**TASK DESCRIPTION**
In this exercise, return the whole listing exactly, excluding any images.

***** AVAILABLE DATA

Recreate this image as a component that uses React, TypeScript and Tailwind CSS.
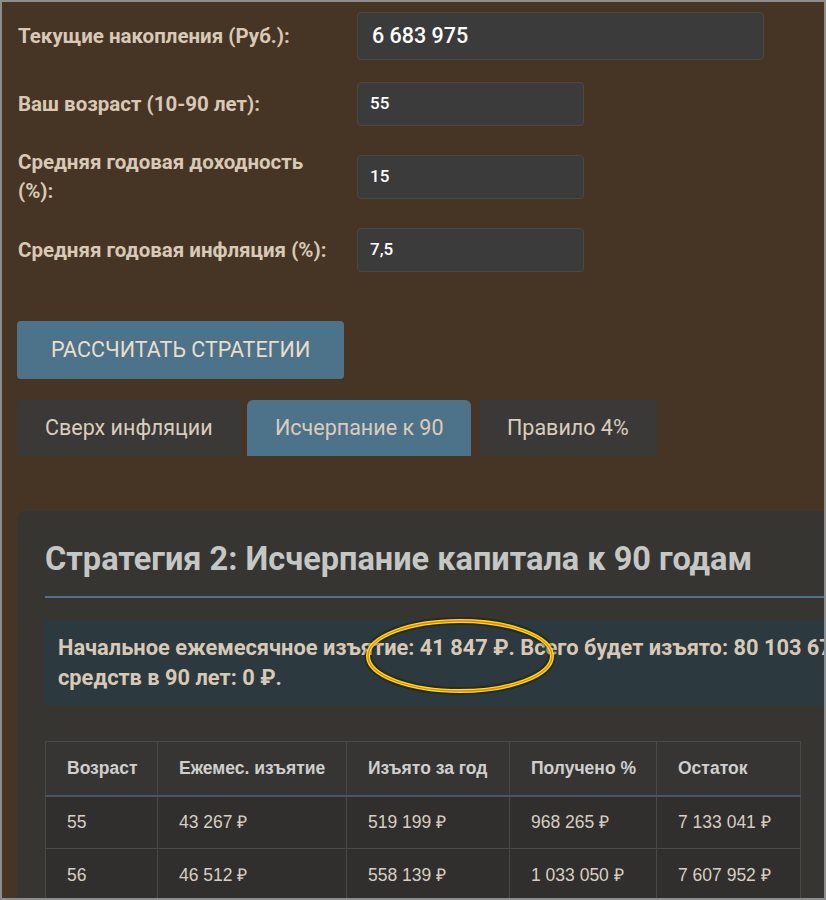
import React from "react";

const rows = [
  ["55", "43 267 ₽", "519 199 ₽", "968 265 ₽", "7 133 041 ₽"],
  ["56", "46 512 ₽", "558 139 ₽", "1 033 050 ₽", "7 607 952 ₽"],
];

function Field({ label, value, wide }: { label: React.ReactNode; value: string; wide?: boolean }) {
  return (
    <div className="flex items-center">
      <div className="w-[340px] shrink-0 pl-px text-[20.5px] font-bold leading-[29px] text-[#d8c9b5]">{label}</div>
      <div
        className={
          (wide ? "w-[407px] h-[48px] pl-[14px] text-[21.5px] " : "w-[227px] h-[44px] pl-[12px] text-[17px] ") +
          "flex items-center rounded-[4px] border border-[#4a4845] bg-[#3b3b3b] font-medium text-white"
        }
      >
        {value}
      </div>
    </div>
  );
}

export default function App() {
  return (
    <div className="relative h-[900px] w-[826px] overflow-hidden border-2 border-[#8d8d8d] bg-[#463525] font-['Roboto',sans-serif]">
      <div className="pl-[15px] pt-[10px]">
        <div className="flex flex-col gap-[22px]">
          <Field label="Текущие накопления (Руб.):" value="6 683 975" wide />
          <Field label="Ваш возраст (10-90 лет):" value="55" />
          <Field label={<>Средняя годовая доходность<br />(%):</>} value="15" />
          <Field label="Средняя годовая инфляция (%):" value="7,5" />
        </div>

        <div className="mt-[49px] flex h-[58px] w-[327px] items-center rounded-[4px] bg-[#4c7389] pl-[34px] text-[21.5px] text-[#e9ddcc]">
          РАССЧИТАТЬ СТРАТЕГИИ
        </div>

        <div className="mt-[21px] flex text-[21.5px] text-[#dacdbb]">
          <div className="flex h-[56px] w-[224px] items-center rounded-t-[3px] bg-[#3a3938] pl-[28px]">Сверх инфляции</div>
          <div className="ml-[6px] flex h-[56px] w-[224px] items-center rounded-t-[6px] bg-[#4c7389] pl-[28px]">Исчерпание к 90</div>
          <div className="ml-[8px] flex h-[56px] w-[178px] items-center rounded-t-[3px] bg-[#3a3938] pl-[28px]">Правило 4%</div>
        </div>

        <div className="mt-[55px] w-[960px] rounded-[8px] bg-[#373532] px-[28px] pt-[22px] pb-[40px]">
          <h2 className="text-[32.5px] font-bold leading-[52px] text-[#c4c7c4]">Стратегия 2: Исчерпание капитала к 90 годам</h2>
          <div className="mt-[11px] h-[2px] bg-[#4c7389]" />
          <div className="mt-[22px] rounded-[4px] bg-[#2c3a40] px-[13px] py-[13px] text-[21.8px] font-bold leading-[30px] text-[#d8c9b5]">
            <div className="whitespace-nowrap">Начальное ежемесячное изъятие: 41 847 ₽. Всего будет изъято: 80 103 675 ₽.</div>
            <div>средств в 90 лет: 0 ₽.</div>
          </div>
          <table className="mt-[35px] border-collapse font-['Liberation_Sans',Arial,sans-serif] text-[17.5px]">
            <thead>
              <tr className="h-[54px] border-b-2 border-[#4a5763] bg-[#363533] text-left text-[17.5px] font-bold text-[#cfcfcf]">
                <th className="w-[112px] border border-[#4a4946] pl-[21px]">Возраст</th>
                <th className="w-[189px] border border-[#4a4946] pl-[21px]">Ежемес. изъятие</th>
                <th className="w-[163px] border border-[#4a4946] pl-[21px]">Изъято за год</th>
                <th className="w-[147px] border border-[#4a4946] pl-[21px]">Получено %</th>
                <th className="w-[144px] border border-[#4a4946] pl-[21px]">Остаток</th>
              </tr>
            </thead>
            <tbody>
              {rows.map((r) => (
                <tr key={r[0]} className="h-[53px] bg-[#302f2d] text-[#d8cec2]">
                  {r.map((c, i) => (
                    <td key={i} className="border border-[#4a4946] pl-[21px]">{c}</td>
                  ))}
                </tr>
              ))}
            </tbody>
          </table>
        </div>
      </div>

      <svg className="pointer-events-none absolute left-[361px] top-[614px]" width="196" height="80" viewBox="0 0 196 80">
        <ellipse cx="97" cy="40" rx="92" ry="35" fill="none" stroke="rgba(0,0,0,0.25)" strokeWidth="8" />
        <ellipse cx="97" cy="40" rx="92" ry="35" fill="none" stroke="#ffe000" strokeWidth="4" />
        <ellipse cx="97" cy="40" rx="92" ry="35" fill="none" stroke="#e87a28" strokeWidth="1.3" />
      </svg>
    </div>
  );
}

**********

**TASK RESPONSE**
Recreate this image as a component that uses React, TypeScript and Tailwind CSS.
import React from "react";

const rows = [
  ["55", "43 267 ₽", "519 199 ₽", "968 265 ₽", "7 133 041 ₽"],
  ["56", "46 512 ₽", "558 139 ₽", "1 033 050 ₽", "7 607 952 ₽"],
];

function Field({ label, value, wide }: { label: React.ReactNode; value: string; wide?: boolean }) {
  return (
    <div className="flex items-center">
      <div className="w-[340px] shrink-0 pl-px text-[20.5px] font-bold leading-[29px] text-[#d8c9b5]">{label}</div>
      <div
        className={
          (wide ? "w-[407px] h-[48px] pl-[14px] text-[21.5px] " : "w-[227px] h-[44px] pl-[12px] text-[17px] ") +
          "flex items-center rounded-[4px] border border-[#4a4845] bg-[#3b3b3b] font-medium text-white"
        }
      >
        {value}
      </div>
    </div>
  );
}

export default function App() {
  return (
    <div className="relative h-[900px] w-[826px] overflow-hidden border-2 border-[#8d8d8d] bg-[#463525] font-['Roboto',sans-serif]">
      <div className="pl-[15px] pt-[10px]">
        <div className="flex flex-col gap-[22px]">
          <Field label="Текущие накопления (Руб.):" value="6 683 975" wide />
          <Field label="Ваш возраст (10-90 лет):" value="55" />
          <Field label={<>Средняя годовая доходность<br />(%):</>} value="15" />
          <Field label="Средняя годовая инфляция (%):" value="7,5" />
        </div>

        <div className="mt-[49px] flex h-[58px] w-[327px] items-center rounded-[4px] bg-[#4c7389] pl-[34px] text-[21.5px] text-[#e9ddcc]">
          РАССЧИТАТЬ СТРАТЕГИИ
        </div>

        <div className="mt-[21px] flex text-[21.5px] text-[#dacdbb]">
          <div className="flex h-[56px] w-[224px] items-center rounded-t-[3px] bg-[#3a3938] pl-[28px]">Сверх инфляции</div>
          <div className="ml-[6px] flex h-[56px] w-[224px] items-center rounded-t-[6px] bg-[#4c7389] pl-[28px]">Исчерпание к 90</div>
          <div className="ml-[8px] flex h-[56px] w-[178px] items-center rounded-t-[3px] bg-[#3a3938] pl-[28px]">Правило 4%</div>
        </div>

        <div className="mt-[55px] w-[960px] rounded-[8px] bg-[#373532] px-[28px] pt-[22px] pb-[40px]">
          <h2 className="text-[32.5px] font-bold leading-[52px] text-[#c4c7c4]">Стратегия 2: Исчерпание капитала к 90 годам</h2>
          <div className="mt-[11px] h-[2px] bg-[#4c7389]" />
          <div className="mt-[22px] rounded-[4px] bg-[#2c3a40] px-[13px] py-[13px] text-[21.8px] font-bold leading-[30px] text-[#d8c9b5]">
            <div className="whitespace-nowrap">Начальное ежемесячное изъятие: 41 847 ₽. Всего будет изъято: 80 103 675 ₽.</div>
            <div>средств в 90 лет: 0 ₽.</div>
          </div>
          <table className="mt-[35px] border-collapse font-['Liberation_Sans',Arial,sans-serif] text-[17.5px]">
            <thead>
              <tr className="h-[54px] border-b-2 border-[#4a5763] bg-[#363533] text-left text-[17.5px] font-bold text-[#cfcfcf]">
                <th className="w-[112px] border border-[#4a4946] pl-[21px]">Возраст</th>
                <th className="w-[189px] border border-[#4a4946] pl-[21px]">Ежемес. изъятие</th>
                <th className="w-[163px] border border-[#4a4946] pl-[21px]">Изъято за год</th>
                <th className="w-[147px] border border-[#4a4946] pl-[21px]">Получено %</th>
                <th className="w-[144px] border border-[#4a4946] pl-[21px]">Остаток</th>
              </tr>
            </thead>
            <tbody>
              {rows.map((r) => (
                <tr key={r[0]} className="h-[53px] bg-[#302f2d] text-[#d8cec2]">
                  {r.map((c, i) => (
                    <td key={i} className="border border-[#4a4946] pl-[21px]">{c}</td>
                  ))}
                </tr>
              ))}
            </tbody>
          </table>
        </div>
      </div>

      <svg className="pointer-events-none absolute left-[361px] top-[614px]" width="196" height="80" viewBox="0 0 196 80">
        <ellipse cx="97" cy="40" rx="92" ry="35" fill="none" stroke="rgba(0,0,0,0.25)" strokeWidth="8" />
        <ellipse cx="97" cy="40" rx="92" ry="35" fill="none" stroke="#ffe000" strokeWidth="4" />
        <ellipse cx="97" cy="40" rx="92" ry="35" fill="none" stroke="#e87a28" strokeWidth="1.3" />
      </svg>
    </div>
  );
}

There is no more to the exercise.